Cerebral malaria may be a major cause of brain injury in kids
Washington, July 30 : A new study by researchers at the University of Minnesota has found that cerebral malaria is associated with long-term cognitive impairment in one of four African kids.
Malaria is a leading cause of death for kids in sub-Saharan Africa and cerebral malaria, which affects more than 750,000 children a year, is one of the deadliest forms of the disease.
It only takes one bite from an infected mosquito to contract the disease that directly affects the brain, causing fever, vomiting, chills, and coma.
"Children with cerebral malaria recover quite dramatically if they survive the period of coma," said Chandy John, M.D., associate professor of pediatrics at the University of Minnesota and principal investigator of the study.
"But before this study, no one had prospectively assessed what happened to their thinking in the years after they had the cerebral malaria episode," John added.
For the study, John and colleagues evaluated cognitive function in children 5-12 years old with cerebral malaria who had been admitted to the Mulago Hospital, Kampala, Uganda.
The kids were evaluated for cognitive function in three major areas: attention, working memory, and tactile learning.
Evaluation was done at hospitalisation, six months after the initial malaria episode, and two years after the episode.
Researchers found that at six months, 21 percent of children with cerebral malaria had cognitive impairment compared with 6 percent of their healthy Ugandan peers.
At two years, cognitive impairment was present in 26 percent of the patients, compared with 8 percent of the community children.
These findings suggest that cognitive impairment may begin to manifest itself months after the initial episode.
Cognitive function was most dramatically impaired in the area of attention.
"The study has major public health implications.

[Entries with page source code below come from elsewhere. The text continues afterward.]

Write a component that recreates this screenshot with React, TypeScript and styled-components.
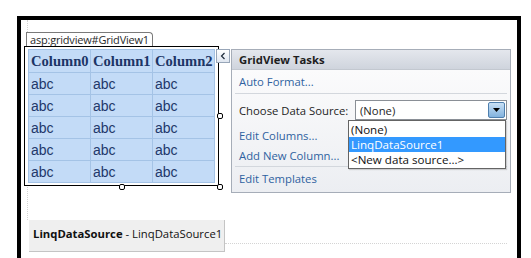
import styled, { createGlobalStyle } from "styled-components";

const GlobalStyle = createGlobalStyle`
  html, body {
    margin: 0;
    padding: 0;
    background: #ffffff;
  }
  body {
    font-family: "Open Sans", "Noto Sans", sans-serif;
    overflow: hidden;
  }
`;

const columns = ["Column0", "Column1", "Column2"];
const rows = [0, 1, 2, 3, 4];

const tasks = {
  top: ["Auto Format..."],
  middle: ["Edit Columns...", "Add New Column..."],
  bottom: ["Edit Templates"],
};

const sources = ["(None)", "LinqDataSource1", "<New data source...>"];

export default function App() {
  return (
    <>
      <GlobalStyle />
      <Frame>
        <Row>
          <LeftCol>
            <Tag>asp:gridview#GridView1</Tag>
            <Selection>
              <Grid>
                <thead>
                  <tr>
                    {columns.map((c) => (
                      <HeadCell key={c}>{c}</HeadCell>
                    ))}
                  </tr>
                </thead>
                <tbody>
                  {rows.map((r) => (
                    <tr key={r}>
                      {columns.map((c) => (
                        <Cell key={c}>abc</Cell>
                      ))}
                    </tr>
                  ))}
                </tbody>
              </Grid>
              <SmartTag>
                <svg width="6" height="8" viewBox="0 0 6 8">
                  <path d="M4.5 1 L1.5 4 L4.5 7" fill="none" stroke="#1e2a3a" strokeWidth="1.2" />
                </svg>
              </SmartTag>
              <Handle $left={192} $top={66} />
              <Handle $left={94} $top={137} />
              <Handle $left={192} $top={137} />
            </Selection>
            <SourceBox>
              <b>LinqDataSource</b> - LinqDataSource1
            </SourceBox>
          </LeftCol>

          <Panel>
            <PanelHeader>GridView Tasks</PanelHeader>
            <PanelBody>
              <Group>
                {tasks.top.map((t) => (
                  <TaskLink key={t} $height={23}>{t}</TaskLink>
                ))}
              </Group>
              <Group>
                <ChooseRow>
                  <Label>Choose Data Source:</Label>
                  <SelectWrap>
                    <Select>
                      <span>(None)</span>
                      <DropButton>
                        <svg width="7" height="4" viewBox="0 0 7 4">
                          <path d="M0 0 H7 L3.5 4 Z" fill="#000" />
                        </svg>
                      </DropButton>
                    </Select>
                    <DropList>
                      {sources.map((s, i) => (
                        <DropItem key={s} $active={i === 1}>{s}</DropItem>
                      ))}
                    </DropList>
                  </SelectWrap>
                </ChooseRow>
                {tasks.middle.map((t) => (
                  <TaskLink key={t} $height={20}>{t}</TaskLink>
                ))}
              </Group>
              <Group $last>
                {tasks.bottom.map((t) => (
                  <TaskLink key={t} $height={24}>{t}</TaskLink>
                ))}
              </Group>
            </PanelBody>
          </Panel>
        </Row>
      </Frame>
    </>
  );
}

const Frame = styled.div`
  position: relative;
  box-sizing: border-box;
  margin: 16px 0 0 17px;
  width: 504px;
  height: 242px;
  border: 4px solid #000;
  border-bottom: none;
  background: #fff;
  padding: 12px 0 0 3px;
  overflow: hidden;

  /* faint dotted edges of the design surface */
  &::before {
    content: "";
    position: absolute;
    left: 6px;
    top: 0;
    height: 200px;
    border-left: 1px dotted #d4d4d4;
  }

  &::after {
    content: "";
    position: absolute;
    left: 204px;
    top: 223px;
    width: 282px;
    border-top: 1px dotted #d4d4d4;
  }
`;

const Row = styled.div`
  position: relative;
  z-index: 1;
  display: flex;
  align-items: flex-start;
  gap: 12px;
`;

const LeftCol = styled.div`
  width: 195px;
  display: flex;
  flex-direction: column;
  align-items: flex-start;
`;

const Tag = styled.div`
  box-sizing: border-box;
  margin-left: 2px;
  width: 127px;
  height: 14px;
  padding: 0 0 0 3px;
  border: 1px solid #7a7a7a;
  border-bottom: none;
  border-top-right-radius: 4px;
  background: #fff;
  font-size: 11px;
  line-height: 13px;
  color: #2a2a2a;
  white-space: nowrap;
  letter-spacing: -0.2px;
`;

const Selection = styled.div`
  position: relative;
  box-sizing: border-box;
  width: 195px;
  height: 140px;
  border: 1px solid #000;
  padding: 2px 3px 0;
  background: #fff;
`;

const Grid = styled.table`
  border-collapse: collapse;
  width: 187px;
  table-layout: fixed;
  background: #c3dbf7;
`;

const HeadCell = styled.th`
  height: 22px;
  padding: 0 0 0 2px;
  border: 1px solid #a4c3e6;
  text-align: left;
  font-family: "Liberation Serif", serif;
  font-weight: bold;
  font-size: 14.6px;
  color: #1c3566;
  white-space: nowrap;
  overflow: visible;
`;

const Cell = styled.td`
  height: 21px;
  padding: 0 0 0 2px;
  border: 1px solid #a4c3e6;
  font-family: "Liberation Sans", Arial, sans-serif;
  font-size: 14px;
  color: #22386a;
`;

const SmartTag = styled.div`
  position: absolute;
  left: 191px;
  top: 2px;
  box-sizing: border-box;
  width: 14px;
  height: 14px;
  border: 1px solid #98a6b8;
  background: linear-gradient(#ffffff, #dfe6f0);
  display: flex;
  align-items: center;
  justify-content: center;
`;

const Handle = styled.div<{ $left: number; $top: number }>`
  position: absolute;
  left: ${(p) => p.$left}px;
  top: ${(p) => p.$top}px;
  box-sizing: border-box;
  width: 6px;
  height: 6px;
  border: 1px solid #000;
  border-radius: 2px;
  background: #fff;
`;

const SourceBox = styled.div`
  flex-shrink: 0;
  box-sizing: border-box;
  margin: 34px 0 0 5px;
  width: 196px;
  height: 32px;
  padding: 6px 0 0 4px;
  background: #efefef;
  border-right: 1px solid #c4c4c4;
  border-bottom: 1px solid #c4c4c4;
  font-size: 11.3px;
  color: #111;
  white-space: nowrap;

  b {
    font-weight: 700;
  }
`;

const Panel = styled.div`
  box-sizing: border-box;
  margin-top: 17px;
  width: 280px;
  height: 144px;
  border: 1px solid #a6adb8;
  display: flex;
  flex-direction: column;
  font-size: 11.3px;
`;

const PanelHeader = styled.div`
  height: 19px;
  padding-left: 7px;
  line-height: 19px;
  font-weight: 700;
  color: #1e1e1e;
  background: linear-gradient(#e4e7ed, #cfd4dd);
  border-bottom: 1px solid #c3c8d0;
`;

const PanelBody = styled.div`
  flex: 1;
  padding: 0 3px;
  background: linear-gradient(#fbfbfc, #eceef2);
`;

const Group = styled.div<{ $last?: boolean }>`
  border-bottom: ${(p) => (p.$last ? "none" : "1px solid #d3d7dd")};
`;

const TaskLink = styled.div<{ $height: number }>`
  height: ${(p) => p.$height}px;
  line-height: ${(p) => p.$height}px;
  padding-left: 4px;
  color: #2f62a0;
  white-space: nowrap;
`;

const ChooseRow = styled.div`
  display: flex;
  align-items: center;
  height: 32px;
  padding-left: 4px;
`;

const Label = styled.div`
  width: 117px;
  color: #1e1e1e;
  white-space: nowrap;
`;

const SelectWrap = styled.div`
  position: relative;
`;

const Select = styled.div`
  box-sizing: border-box;
  width: 152px;
  height: 20px;
  border: 1px solid #8a8f96;
  background: #fff;
  display: flex;
  align-items: center;
  justify-content: space-between;
  padding: 0 1px 0 4px;
  color: #1e1e1e;
`;

const DropButton = styled.div`
  box-sizing: border-box;
  width: 17px;
  height: 16px;
  border: 1px solid #4f7fae;
  border-radius: 2px;
  background: linear-gradient(#c9e0f5, #82b2de);
  display: flex;
  align-items: center;
  justify-content: center;
`;

const DropList = styled.div`
  position: absolute;
  left: -7px;
  top: 20px;
  box-sizing: border-box;
  width: 158px;
  border: 1px solid #646464;
  background: #fff;
  padding: 1px 0;
  box-shadow: 1px 1px 1px rgba(0, 0, 0, 0.15);
  z-index: 2;
`;

const DropItem = styled.div<{ $active?: boolean }>`
  height: 15px;
  line-height: 15px;
  padding-left: 2px;
  font-size: 11.6px;
  color: ${(p) => (p.$active ? "#fff" : "#111")};
  background: ${(p) => (p.$active ? "#3399ff" : "transparent")};
  white-space: nowrap;
`;
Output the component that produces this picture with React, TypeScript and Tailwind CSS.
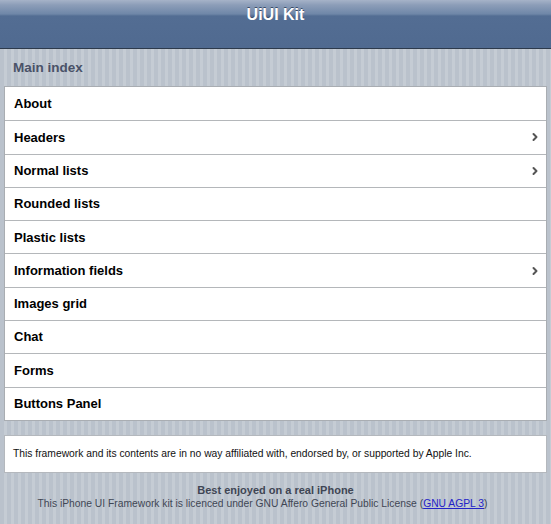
import { ChevronRight } from 'lucide-react';

const items = [
  { label: 'About' },
  { label: 'Headers', more: true },
  { label: 'Normal lists', more: true },
  { label: 'Rounded lists' },
  { label: 'Plastic lists' },
  { label: 'Information fields', more: true },
  { label: 'Images grid' },
  { label: 'Chat' },
  { label: 'Forms' },
  { label: 'Buttons Panel' },
];

export default function App() {
  return (
    <div className="min-h-[524px] w-[551px] font-['Liberation_Sans',Arial,sans-serif] bg-[repeating-linear-gradient(90deg,#bac2cc_0_4px,#c5ccd4_4px_7px)]">
      {/* toolbar */}
      <div className="h-[49px] border-b border-[#2d3a4c] bg-[linear-gradient(180deg,#a6b3c8_0px,#8c9db8_5px,#6f87a8_14px,#536d93_16px,#506a90_100%)]">
        <h1 className="pt-[5px] text-center text-[16px] leading-[20px] font-bold text-white [text-shadow:0_-1px_0_#3a4c66]">
          UiUI Kit
        </h1>
      </div>

      <div className="px-[13px] pt-[9px] pb-[8px] text-[13.5px] leading-[20px] font-bold text-[#4a5268]">
        Main index
      </div>

      {/* main list */}
      <ul className="mx-[4px] border border-[#a9adb2] bg-white">
        {items.map((it, i) => (
          <li
            key={it.label}
            className={`flex h-[33.3px] items-center justify-between pl-[9px] pr-[5px] ${i > 0 ? 'border-t border-[#b4b7ba]' : ''}`}
          >
            <span className="text-[13px] font-bold text-black">{it.label}</span>
            {it.more && <ChevronRight className="h-[12px] w-[12px] text-[#555]" strokeWidth={4} />}
          </li>
        ))}
      </ul>

      {/* disclaimer */}
      <div className="mx-[4px] mt-[14px] flex h-[38px] items-center border border-[#b4b8bd] bg-white px-[8px] text-[10.3px] text-[#111]">
        This framework and its contents are in no way affiliated with, endorsed by, or supported by Apple Inc.
      </div>

      <div className="pt-[11px] text-center text-[10.3px] leading-[13px] text-[#3f4654]">
        <div className="text-[11px] font-bold">Best enjoyed on a real iPhone</div>
        <div className="pr-[26px]">
          This iPhone UI Framework kit is licenced under GNU Affero General Public License (
          <a className="text-[#2323c8] underline">GNU AGPL 3</a>)
        </div>
      </div>
    </div>
  );
}
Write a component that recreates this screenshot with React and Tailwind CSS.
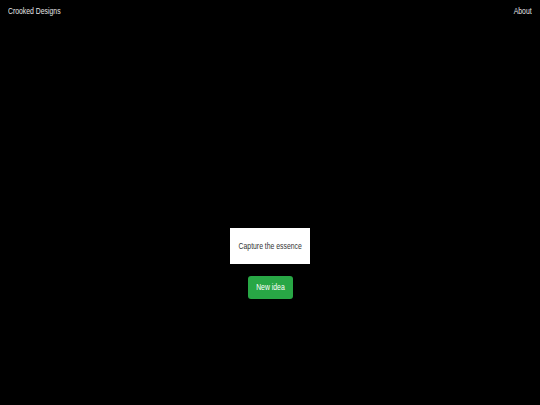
export default function App() {
  return (
    <div className="h-[405px] w-[540px] bg-black overflow-hidden antialiased font-['Liberation_Sans',Arial,sans-serif]">
      <div className="flex justify-between px-2 pt-[5px] text-[9.8px] leading-[12px] text-[#e6e6e6] whitespace-nowrap">
        <span className="inline-block origin-left scale-x-[0.7]">Crooked Designs</span>
        <span className="inline-block origin-right scale-x-[0.7]">About</span>
      </div>
      <div className="flex flex-col items-center pt-[211px] gap-3">
        <div className="w-20 h-9 bg-white flex items-center justify-center text-[9.8px] text-[#333] whitespace-nowrap">
          <span className="inline-block scale-x-[0.7]">Capture the essence</span>
        </div>
        <button className="w-[45px] h-[23px] rounded-[3px] bg-[#28a745] text-white text-[9.8px] flex items-center justify-center whitespace-nowrap">
          <span className="inline-block scale-x-[0.7]">New idea</span>
        </button>
      </div>
    </div>
  );
}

If 26 percent of children with cerebral malaria have long-term cognitive impairment, which means more than 200,000 children a year may have significant long-term brain injury because of cerebral malaria," John said.
Now, researchers are conducting a new study in Uganda to look at how the body's response to malaria infection may be leading to brain injury.
"If we can determine what is causing the brain injury, we can design and test interventions to prevent the injury," John said.
The study is published in the current issue of the journal Paediatrics.